'Border Cooking' Simmers Close to the Home Ranch

Dishes of the Southwest, northern Mexico stick to basics

THE BORDER COOKBOOK

By Cheryl Alters Jamison and Bill Jamison, Harvard Common Press, 500 pp., $14.95

If the ''ito'' of burrito indicates the diminutive of something larger, then calling the shredded beef wrapped in a flour tortilla they serve at Roberto's restaurants here a ''burrito'' is a real misnomer.

As they say in Arizona, this is one burro. It's simple - no light and dark sauces meticulously swirled by fork tong beneath the main event - it's tasty, it's hearty, and it is big. Big enough, for all but perhaps the most ravenous, to make a meal.

As such, Roberto's burrito is also the essence of border cooking - as in the US-Mexico border - as seen by Cheryl and Bill Jamison, two recognized authorities on the cooking of the American Southwest. The Jamisons are Santa Fe, N.M.-based cookbook and travel writers who in the past wowed food lovers with the award-winning ''Texas Home Cooking'' and ''Smoke & Spice'' cookbooks and have now come out with ''The Border Cookbook.'' This latest book casts a new light on the ''authentic home cooking of the American Southwest and Northern Mexico.''

What sets border cooking apart for the Jamisons is the way it remains true to its roots. Whereas Southwest cuisine is influenced by everything from French sauces to Asian spices, Mr. Jamison says, what he calls ''border cooking'' sticks to the basics - beef, cheese, chiles, beans, corn, flour tortillas - of the simple but hearty ranch cooking it comes from.

And while Southwest cuisine is now most notably practiced by cooks from outside the region, Jamison adds, border cooking is still at its best in the home or, short of that, in the unpretentious cafes and restaurants that have sprung from someone's home cooking.

Roberto's is one example of that leap. What started with Roberto Robledo's wife selling homemade tortillas in San Ysidro, Calif., has grown to more than 50 Roberto's restaurants in San Diego and southern Nevada.

The Jamisons' book is not just a collection of recipes, but also a guide to food of the border region. Filled with tips on where to find some of the best examples of the dishes it features, the book becomes a worthwhile companion to any food enthusiast traveling the border region.

It's thanks to the book that this writer found Roberto's machaca (shredded meat) breakfast burro - er, burrito - for example.

What led to the book was the Jamisons' realization that authentic Southwest cooking and what Mexicans call Norteno cooking have more in common with each other than with the cuisines of the rest of their respective countries.

''Norteno cooking is much less sophisticated, uses fewer ingredients, and depends on more basic preparation than the cuisine of central and southern Mexico,'' Jamison says.

Yet what also makes the border region a likely topic for a cookbook is its tremendous variety.
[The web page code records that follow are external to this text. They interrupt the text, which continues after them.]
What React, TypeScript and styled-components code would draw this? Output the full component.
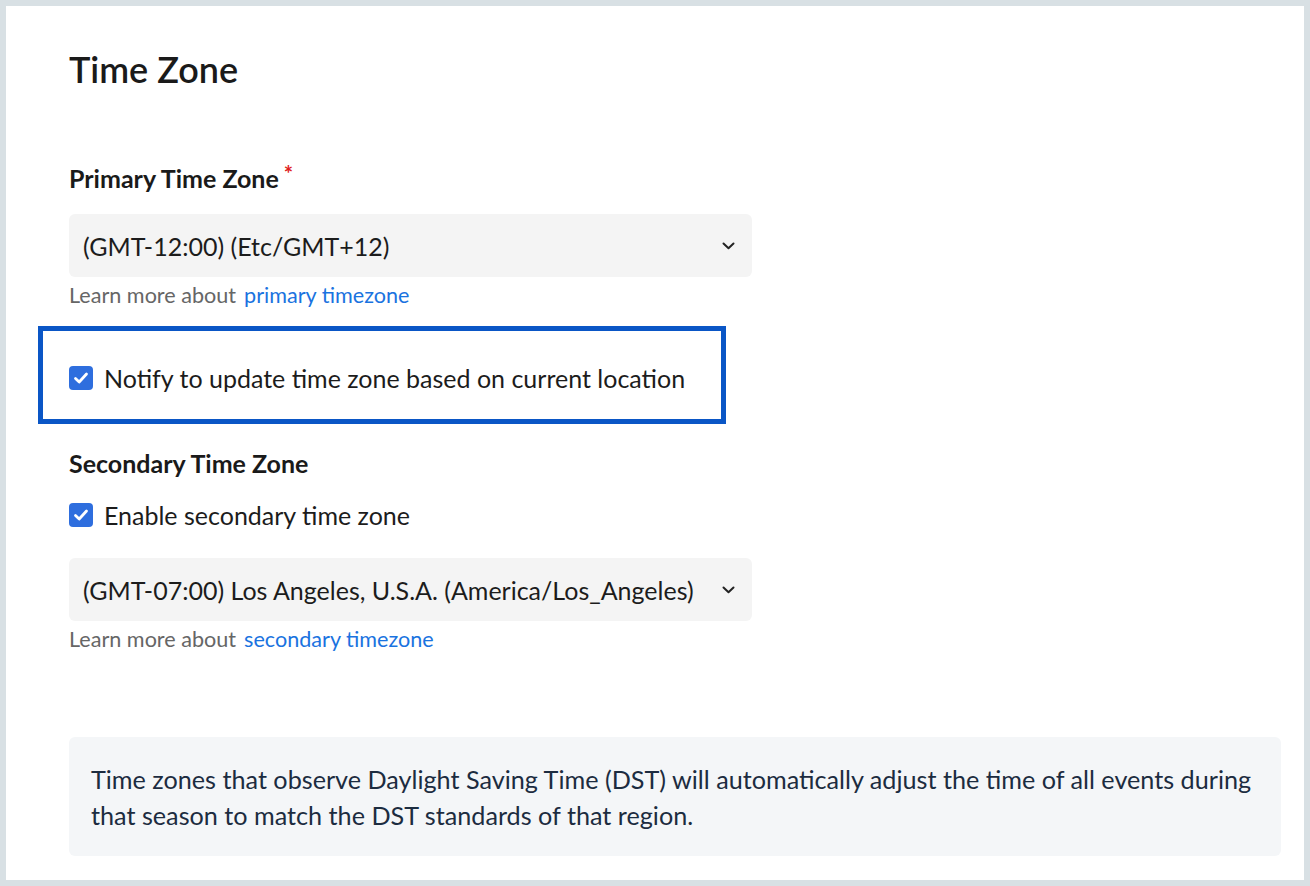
import styled, { createGlobalStyle } from 'styled-components';

const GlobalStyle = createGlobalStyle`
	html, body {
		margin: 0;
		padding: 0;
		background: #d8e0e4;
	}
	body {
		font-family: Lato, 'Noto Sans', sans-serif;
		color: #1c1c1c;
	}
`;

const Frame = styled.div`
	box-sizing: border-box;
	width: 1310px;
	height: 886px;
	padding: 6px;
	background: #d8e0e4;
`;

const Panel = styled.div`
	box-sizing: border-box;
	height: 100%;
	background: #fff;
	padding: 41px 23px 0 63px;
	display: flex;
	flex-direction: column;
`;

const Title = styled.h1`
	margin: 0;
	font-size: 36px;
	font-weight: 600;
	line-height: 44px;
	color: #1a1a1a;
`;

const Label = styled.div<{ $top: number }>`
	margin-top: ${(p) => p.$top}px;
	font-size: 25px;
	font-weight: 700;
	line-height: 30px;
	color: #1a1a1a;

	.label__required {
		color: #e0201b;
		font-size: 22px;
		font-weight: 700;
		margin-left: 5px;
		vertical-align: top;
		position: relative;
		top: -4px;
	}
`;

const Select = styled.div<{ $top: number }>`
	box-sizing: border-box;
	margin-top: ${(p) => p.$top}px;
	width: 683px;
	height: 63px;
	background: #f4f4f4;
	border-radius: 6px;
	padding: 0 17px 0 14px;
	display: flex;
	align-items: center;
	justify-content: space-between;
	font-size: 25px;
	color: #1c1c1c;

	svg {
		flex-shrink: 0;
	}
`;

const Hint = styled.div`
	margin-top: 4px;
	font-size: 21.6px;
	line-height: 28px;
	color: #666;

	a {
		color: #1a73e0;
		text-decoration: none;
		margin-left: 8px;
	}
`;

const Highlight = styled.div`
	box-sizing: border-box;
	margin: 17px 0 0 -31px;
	width: 688px;
	height: 98px;
	border: 5px solid #0a56c6;
	padding: 5px 0 0 26px;
	display: flex;
	align-items: center;
`;

const CheckRow = styled.label<{ $top?: number }>`
	margin-top: ${(p) => p.$top ?? 0}px;
	display: flex;
	align-items: center;
	gap: 11px;
	font-size: 25px;
	line-height: 30px;
	color: #1c1c1c;
`;

const Box = styled.span`
	width: 24px;
	height: 24px;
	border-radius: 4px;
	background: #2e6ede;
	display: inline-flex;
	align-items: center;
	justify-content: center;
	flex-shrink: 0;
`;

const Note = styled.div`
	box-sizing: border-box;
	margin-top: 84px;
	width: 1212px;
	height: 119px;
	background: #f4f6f8;
	border-radius: 6px;
	padding: 24px 22px;
	font-size: 25.2px;
	line-height: 36px;
	color: #1c2c40;
`;

const Chevron = () => (
	<svg width="13" height="8" viewBox="0 0 13 8">
		<path d="M1.5 1.5 L6.5 6.2 L11.5 1.5" fill="none" stroke="#222" strokeWidth="2" strokeLinecap="round" strokeLinejoin="round" />
	</svg>
);

const Check = () => (
	<Box>
		<svg width="16" height="14" viewBox="0 0 16 14">
			<path d="M2.5 7.5 L6.2 11 L13.5 3" fill="none" stroke="#fff" strokeWidth="2.8" strokeLinecap="round" strokeLinejoin="round" />
		</svg>
	</Box>
);

const App = () => {
	return (
		<>
			<GlobalStyle />
			<Frame>
				<Panel>
					<Title>Time Zone</Title>
					<Label $top={72}>
						Primary Time Zone<span className="label__required">*</span>
					</Label>
					<Select $top={21}>
						<span>(GMT-12:00) (Etc/GMT+12)</span>
						<Chevron />
					</Select>
					<Hint>
						Learn more about<a href="#">primary timezone</a>
					</Hint>
					<Highlight>
						<CheckRow>
							<Check />
							Notify to update time zone based on current location
						</CheckRow>
					</Highlight>
					<Label $top={24}>Secondary Time Zone</Label>
					<CheckRow $top={22}>
						<Check />
						Enable secondary time zone
					</CheckRow>
					<Select $top={28}>
						<span>(GMT-07:00) Los Angeles, U.S.A. (America/Los_Angeles)</span>
						<Chevron />
					</Select>
					<Hint>
						Learn more about<a href="#">secondary timezone</a>
					</Hint>
					<Note>
						Time zones that observe Daylight Saving Time (DST) will automatically adjust the time of all events during
						that season to match the DST standards of that region.
					</Note>
				</Panel>
			</Frame>
		</>
	);
};

export default App;
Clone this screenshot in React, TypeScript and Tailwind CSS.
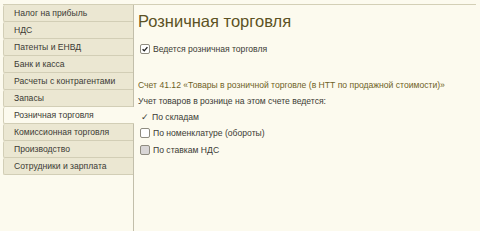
import React from "react";

const TABS = [
  "Налог на прибыль",
  "НДС",
  "Патенты и ЕНВД",
  "Банк и касса",
  "Расчеты с контрагентами",
  "Запасы",
  "Розничная торговля",
  "Комиссионная торговля",
  "Производство",
  "Сотрудники и зарплата",
];

const ACTIVE = "Розничная торговля";

function Box({ checked, gray }: { checked?: boolean; gray?: boolean }) {
  return (
    <span
      className={`grid h-[10px] w-[10px] shrink-0 place-items-center rounded-[2px] border border-[#8f8c80] ${
        gray ? "bg-[#d9d6d6]" : "bg-white"
      }`}
    >
      {checked ? (
        <svg viewBox="0 0 10 10" className="h-[8px] w-[8px]">
          <path d="M2 5.2 L4.1 7.3 L8 2.6" fill="none" stroke="#222" strokeWidth="1.7" />
        </svg>
      ) : null}
    </span>
  );
}

export default function App() {
  return (
    <div
      className="h-[231px] w-[480px] overflow-hidden bg-[#fcfaee] pl-[3px] pt-[4px] text-[8.6px] leading-[12px] text-[#3b3b35]"
      style={{ fontFamily: '"Liberation Sans", Arial, sans-serif' }}
    >
      <div className="flex h-full w-[473px] border-t border-[#d3cfb6]">
        <div className="flex w-[131px] shrink-0 flex-col border-r border-[#c2beaa]">
          {TABS.map((t) => {
            const on = t === ACTIVE;
            return (
              <div
                key={t}
                className={`flex h-[17px] items-center rounded-l-[2px] border-b border-l border-[#d2ceb6] pl-[10px] ${
                  on ? "-mr-px bg-[#fcfaee]" : "bg-[#ebe7d2]"
                }`}
              >
                {t}
              </div>
            );
          })}
        </div>

        <div className="flex flex-1 flex-col pl-[4px] pt-[6px]">
          <h1 className="text-[16.5px] leading-[20px] text-[#5c5224]">Розничная торговля</h1>

          <label className="mt-[12px] flex h-[12px] items-center gap-[3px] pl-[2px]">
            <Box checked />
            <span>Ведется розничная торговля</span>
          </label>

          <div className="mt-[22px] flex flex-col">
            <p className="flex h-[16px] items-center text-[#6f6226]">
              Счет 41.12 «Товары в розничной торговле (в НТТ по продажной стоимости)»
            </p>
            <p className="flex h-[16px] items-center">Учет товаров в рознице на этом счете ведется:</p>
            <div className="flex h-[16px] items-center gap-[4px] pl-[3px]">
              <span className="w-[7px] text-[9px]">✓</span>
              <span>По складам</span>
            </div>
            <div className="flex h-[16.5px] items-center gap-[3px] pl-[2px]">
              <Box />
              <span>По номенклатуре (обороты)</span>
            </div>
            <div className="flex h-[16.5px] items-center gap-[3px] pl-[2px]">
              <Box gray />
              <span>По ставкам НДС</span>
            </div>
          </div>
        </div>
      </div>
    </div>
  );
}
The basics hold from Texas and Tamaulipas to southern California and Baja California, Jamison says, but it's hard to get bored with food that shifts from Texas's just-meat (no beans) chili to New Mexico's rich use of chiles - brought north by Spanish conquistadors, themselves recent but enthusiastic converts to the spicy peppers.

Then there are the chimichangas - a deep-fried burrito the Jamisons consider Arizona's most notable contribution to border cooking, Sonora's big flour tortillas, and the huge, tasty shrimp of Baja California, brush- ed perhaps with a chile sauce.

''The Border Cookbook'' is all the more interesting because it comes out at a time when the US, for reasons largely tied to economic fears and electoral politics, seems to be busy denying that the border is one region that includes parts of two countries.

The first intent in writing ''The Border Cookbook'' was certainly not to make a political statement. Jamison says he doubts all the fence-building and border-closing fervor on the US side will affect the contact and communication that have given the region its distinctive cooking.

Well into the 19th century, the Southwest and northern Mexico really were one, Jamison notes, and the region's cooking still reflects that.

''I'm sure the cross-fertilization will continue, but I also have to think it will be difficult for this [anti-open-border climate] not to have an effect. On the other hand, I see NAFTA continuing,'' he adds, ''with all the potential for trade and exchange, including food, that an agreement like that entails.''

The Jamisons will be watching the border's evolution as they research their cookbooks and write their travel guides. And true to their region, they'll be doing a lot of home cooking.